Last spring, Facey, editor-in-chief of a newsletter called Solo: A Guide for the Single Parent, took Claire to New York during spring vacation. A travel agent found an inexpensive package, and the two spent five days wandering through the city, marveling at everything from gargoyles on churches to the multitude of languages around them. Explaining that tulips and daffodils were blooming along busy Park Avenue, Facey says, "There I was, from my parent point of view thinking, 'Oh, look at all this traffic.' There she was, at her level, saying, 'Mom, look at these flowers!' "
Some parents find satisfaction in sharing vacations with other single-parent families. One summer Candelaria Silva, a parenting-education specialist at Families First in Cambridge, Mass., and the mother of two children, rented a beach cottage in Rhode Island with two other mothers. To help with the care of the seven children, they took along a college student, splitting the cost of her room. Before leaving home, the three women held a meeting to establish rules and responsibilities.
"Since then I've become a believer in bringing extra hands," Ms. Silva says. "Sometimes on vacation I just want to veg out, and having someone who can take the kids on a day trip or who doesn't mind watching a million goofy movies has been very helpful."

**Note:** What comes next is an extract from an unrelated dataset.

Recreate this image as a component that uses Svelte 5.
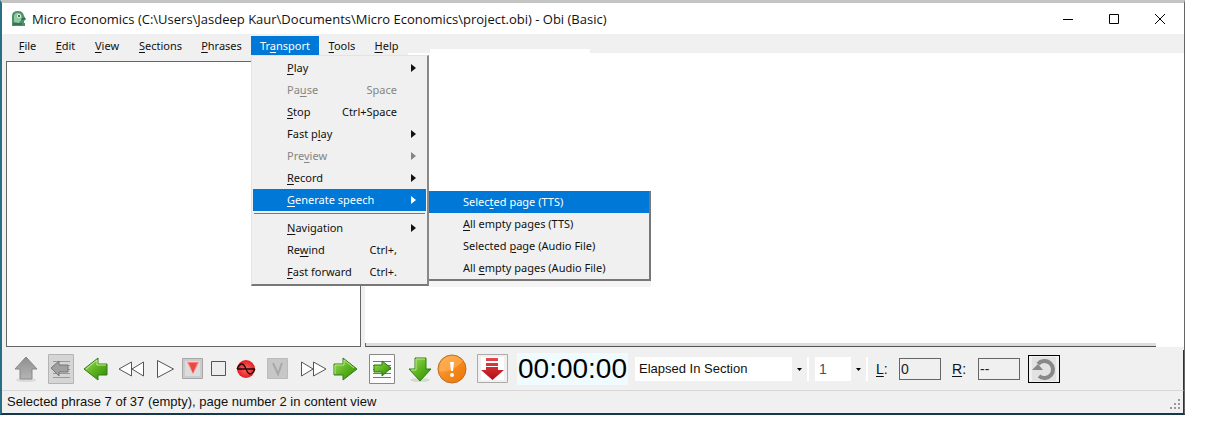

Another time Silva and a friend who has two children spent a week in Provincetown, Mass. "She cooked three nights, I cooked three nights," Silva says. "We liked to do different things. I didn't mind staying on the beach all day with the children, and she preferred taking them to museums. We complemented each other that way."
Beyond the usual benefits of vacations, leisure activities give children a chance to see a parent in a different light. Making a case for shared relaxation, whatever form it takes, Facey says, "You did have your children in the first place because it was supposed to be fun. If it's an onerous, heavy responsibility all the time, where are they going to go for their fun? I want them to know that Mom is also fun - not just the ogre who says, 'Clean your room, do your homework, and eat your vegetables.' You need a sense of humor and adventure if you're going to be a parent."